In France, anecdotal evidence points to slowing demand for homes as the European Central Bank has become aggressive in tackling inflation in the euro zone by increasing rates by 75 basis points this month, the largest since the monetary union was formed in 1990.

“The mortgage rate now is 2 per cent from 1 per cent at the end of 2021,” said Herve Guinebert, the managing director at Paris-based Banque Transatlantique’s Hong Kong representative office. “It’s still a good rate, but potential homebuyers are comparing it with the previous one, because many lack a historical view of interest rates.”

Mortgage applications have declined by between 5 per cent and 10 per cent so far this year, Guinebert said.

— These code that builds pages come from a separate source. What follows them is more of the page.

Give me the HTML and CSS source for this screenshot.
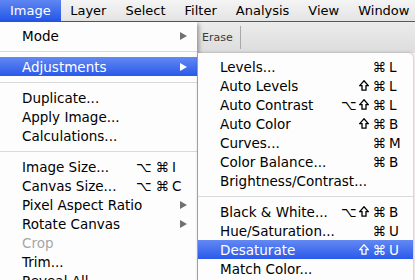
FILE: index.html
```html
<!DOCTYPE html>
<html>
<head>
<meta charset="utf-8">
<link rel="stylesheet" href="styles.css">
</head>
<body>
<div class="screen">
  <div class="menubar">
    <span class="mb-item active">Image</span>
    <span class="mb-item">Layer</span>
    <span class="mb-item">Select</span>
    <span class="mb-item">Filter</span>
    <span class="mb-item">Analysis</span>
    <span class="mb-item">View</span>
    <span class="mb-item">Window</span>
  </div>
  <div class="toolbar">
    <span class="tool-label">Erase</span>
    <span class="tool-sep"></span>
  </div>
  <div class="document"></div>

  <div class="menu main-menu">
    <div class="row"><span class="label">Mode</span><svg class="arrow" width="7" height="8" viewBox="0 0 7 8"><polygon points="0,0 7,4 0,8"/></svg></div>
    <div class="sep"></div>
    <div class="row selected"><span class="label">Adjustments</span><svg class="arrow" width="7" height="8" viewBox="0 0 7 8"><polygon points="0,0 7,4 0,8"/></svg></div>
    <div class="sep"></div>
    <div class="row"><span class="label">Duplicate...</span></div>
    <div class="row"><span class="label">Apply Image...</span></div>
    <div class="row"><span class="label">Calculations...</span></div>
    <div class="sep"></div>
    <div class="row"><span class="label">Image Size...</span><span class="mods"><span class="opt">⌥</span><span class="cmd">⌘</span></span><span class="key">I</span></div>
    <div class="row"><span class="label">Canvas Size...</span><span class="mods"><span class="opt">⌥</span><span class="cmd">⌘</span></span><span class="key">C</span></div>
    <div class="row"><span class="label">Pixel Aspect Ratio</span><svg class="arrow" width="7" height="8" viewBox="0 0 7 8"><polygon points="0,0 7,4 0,8"/></svg></div>
    <div class="row"><span class="label">Rotate Canvas</span><svg class="arrow" width="7" height="8" viewBox="0 0 7 8"><polygon points="0,0 7,4 0,8"/></svg></div>
    <div class="row disabled"><span class="label">Crop</span></div>
    <div class="row"><span class="label">Trim...</span></div>
    <div class="row"><span class="label">Reveal All</span></div>
  </div>

  <div class="menu sub-menu">
    <div class="row"><span class="label">Levels...</span><span class="mods"><span class="cmd">⌘</span></span><span class="key">L</span></div>
    <div class="row"><span class="label">Auto Levels</span><span class="mods"><svg class="shift" width="10" height="11" viewBox="0 0 10 11"><path d="M5 0.8 L9.3 5.6 L7 5.6 L7 10.2 L3 10.2 L3 5.6 L0.7 5.6 Z"/></svg><span class="cmd">⌘</span></span><span class="key">L</span></div>
    <div class="row"><span class="label">Auto Contrast</span><span class="mods"><span class="opt">⌥</span><svg class="shift" width="10" height="11" viewBox="0 0 10 11"><path d="M5 0.8 L9.3 5.6 L7 5.6 L7 10.2 L3 10.2 L3 5.6 L0.7 5.6 Z"/></svg><span class="cmd">⌘</span></span><span class="key">L</span></div>
    <div class="row"><span class="label">Auto Color</span><span class="mods"><svg class="shift" width="10" height="11" viewBox="0 0 10 11"><path d="M5 0.8 L9.3 5.6 L7 5.6 L7 10.2 L3 10.2 L3 5.6 L0.7 5.6 Z"/></svg><span class="cmd">⌘</span></span><span class="key">B</span></div>
    <div class="row"><span class="label">Curves...</span><span class="mods"><span class="cmd">⌘</span></span><span class="key">M</span></div>
    <div class="row"><span class="label">Color Balance...</span><span class="mods"><span class="cmd">⌘</span></span><span class="key">B</span></div>
    <div class="row"><span class="label">Brightness/Contrast...</span></div>
    <div class="sep"></div>
    <div class="row"><span class="label">Black &amp; White...</span><span class="mods"><span class="opt">⌥</span><svg class="shift" width="10" height="11" viewBox="0 0 10 11"><path d="M5 0.8 L9.3 5.6 L7 5.6 L7 10.2 L3 10.2 L3 5.6 L0.7 5.6 Z"/></svg><span class="cmd">⌘</span></span><span class="key">B</span></div>
    <div class="row"><span class="label">Hue/Saturation...</span><span class="mods"><span class="cmd">⌘</span></span><span class="key">U</span></div>
    <div class="row selected"><span class="label">Desaturate</span><span class="mods"><svg class="shift" width="10" height="11" viewBox="0 0 10 11"><path d="M5 0.8 L9.3 5.6 L7 5.6 L7 10.2 L3 10.2 L3 5.6 L0.7 5.6 Z"/></svg><span class="cmd">⌘</span></span><span class="key">U</span></div>
    <div class="row"><span class="label">Match Color...</span></div>
  </div>
</div>
</body>
</html>
```

FILE: styles.css
```css
html, body {
  margin: 0;
  padding: 0;
}
body {
  width: 415px;
  height: 280px;
  overflow: hidden;
  background: #f7eff1;
  font-family: "DejaVu Sans", "Noto Sans", sans-serif;
}
.screen {
  position: relative;
  width: 415px;
  height: 280px;
  overflow: hidden;
  display: flex;
  flex-direction: column;
}
.menubar {
  height: 21px;
  border-bottom: 1px solid #7b4753;
  background: linear-gradient(to bottom, #f4f4f4, #e4e4e4);
  display: flex;
  align-items: stretch;
  font-size: 13px;
  color: #000;
}
.mb-item {
  display: flex;
  align-items: center;
  padding: 0 9.5px;
}
.mb-item.active {
  padding: 0 10px;
  color: #fff;
  background: linear-gradient(to bottom, #5f86f2, #2456e9);
}
.toolbar {
  height: 31px;
  background: linear-gradient(to bottom, #ececec, #dcdcdc);
  display: flex;
  align-items: center;
  padding-left: 202px;
  gap: 7px;
}
.tool-label {
  font-size: 11px;
  color: #3a3a3a;
}
.tool-sep {
  width: 1px;
  height: 23px;
  background: #a8a8a8;
}
.document {
  flex: 1;
  background: #f8f0f2;
}
.menu {
  position: absolute;
  background: #fdfdfd;
  font-size: 13.5px;
  color: #000;
  padding-top: 4px;
  box-sizing: border-box;
}
.main-menu {
  left: 0;
  top: 22px;
  width: 197px;
  height: 280px;
  box-shadow: 2px 2px 4px rgba(0, 0, 0, 0.35);
  z-index: 1;
}
.sub-menu {
  left: 198px;
  top: 53px;
  width: 215px;
  height: 240px;
  border-top-right-radius: 5px;
  box-shadow: 0 0 3px rgba(0, 0, 0, 0.3);
  z-index: 2;
}
.row {
  height: 19px;
  display: flex;
  align-items: center;
  padding-left: 22px;
  padding-right: 10px;
  white-space: nowrap;
}
.label {
  flex: 1;
}
.mods {
  display: flex;
  align-items: center;
  gap: 2px;
}
.mods .cmd {
  margin-left: 2px;
}
.shift {
  flex: none;
  fill: none;
  stroke: currentColor;
  stroke-width: 1.3;
  stroke-linejoin: miter;
}
.key {
  width: 15px;
  margin-left: 3px;
}
.sub-menu .key {
  width: 14px;
}
.arrow {
  fill: #717171;
  flex: none;
}
.row.selected {
  color: #fff;
  background: linear-gradient(to bottom, #6389f3, #2a59ea);
}
.row.selected .arrow {
  fill: #fff;
}
.row.disabled {
  color: #a6a6a6;
}
.sep {
  height: 12px;
  display: flex;
  align-items: center;
}
.sep::before {
  content: "";
  flex: 1;
  height: 1px;
  background: #dadada;
}
```
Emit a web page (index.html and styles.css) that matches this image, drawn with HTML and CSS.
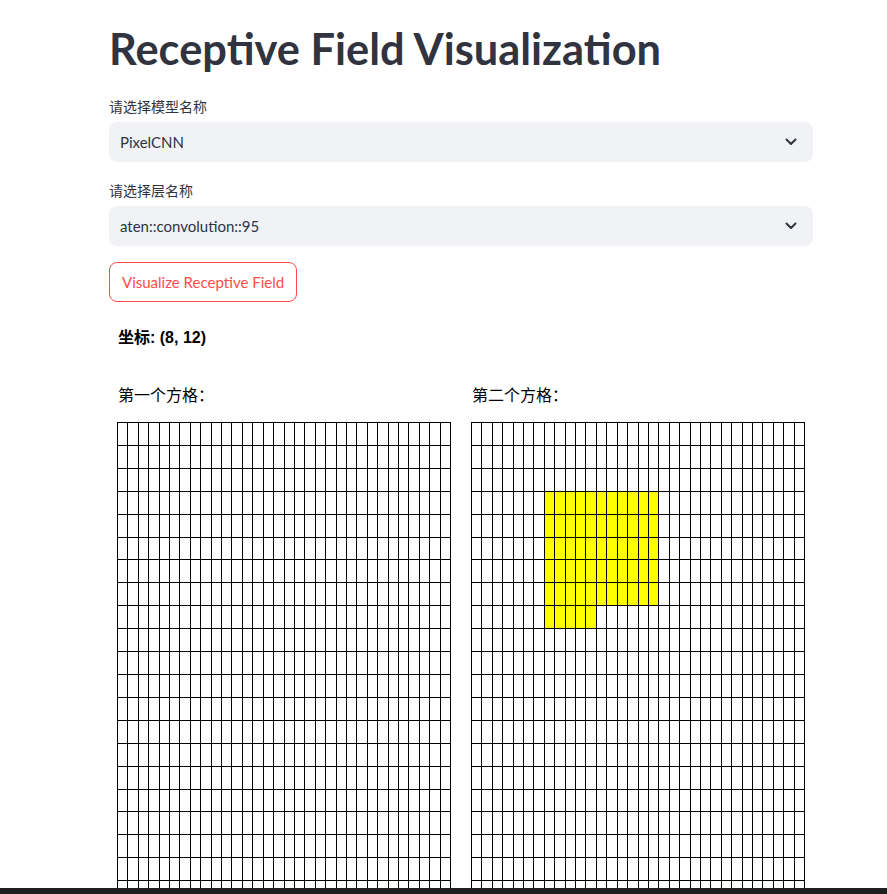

The US and UK housing markets are still showing resilience but interest rates in both markets have also risen, potentially cooling home prices in the months ahead.

The Federal Reserve is tipped to further raise interest rates by as much as 75 basis points on September 22 after increasing its benchmark interest rate for two consecutive months in June and July.

In the US, median home prices for new and existing homes increased by 14.2 per cent in the second quarter of the year on an annual basis, although segments of the housing market saw sales decline between 3.4 per cent and 18.9 per cent, according to the latest data from the National Association of Realtors.

With the Hong Kong dollar’s peg to the US dollar, the Fed rate hike is expected to push the city’s commercial banks to increase their prime rates this month, the first time in four years. Home prices in Hong Kong have declined by about 5 per cent as of August, according to Cushman & Wakefield. The consultancy believes that for the entire year home prices will fall by as much as 8 per cent, while transactions are likely to slump by 35 per cent.

Meanwhile, the Bank of England is also likely to announce another round of hikes with estimates of between 50 basis points and 75 basis points, taking the bank rate to as much as 2.5 per cent.

“Interest rates are a major topic of conversation and further rate hikes will certainly dampen the mood,” said Roarie Scarisbrick, partner at Property Vision, a UK buying adviser.

“The changing economic landscape, rising cost of living, higher interest rates and recessionary fears are now tempering buyer sentiment, although to date this has resulted in slower rates of growth rather than falling prices year on year in most markets,” said Kate Everett-Allen, head of international residential research at Knight Frank.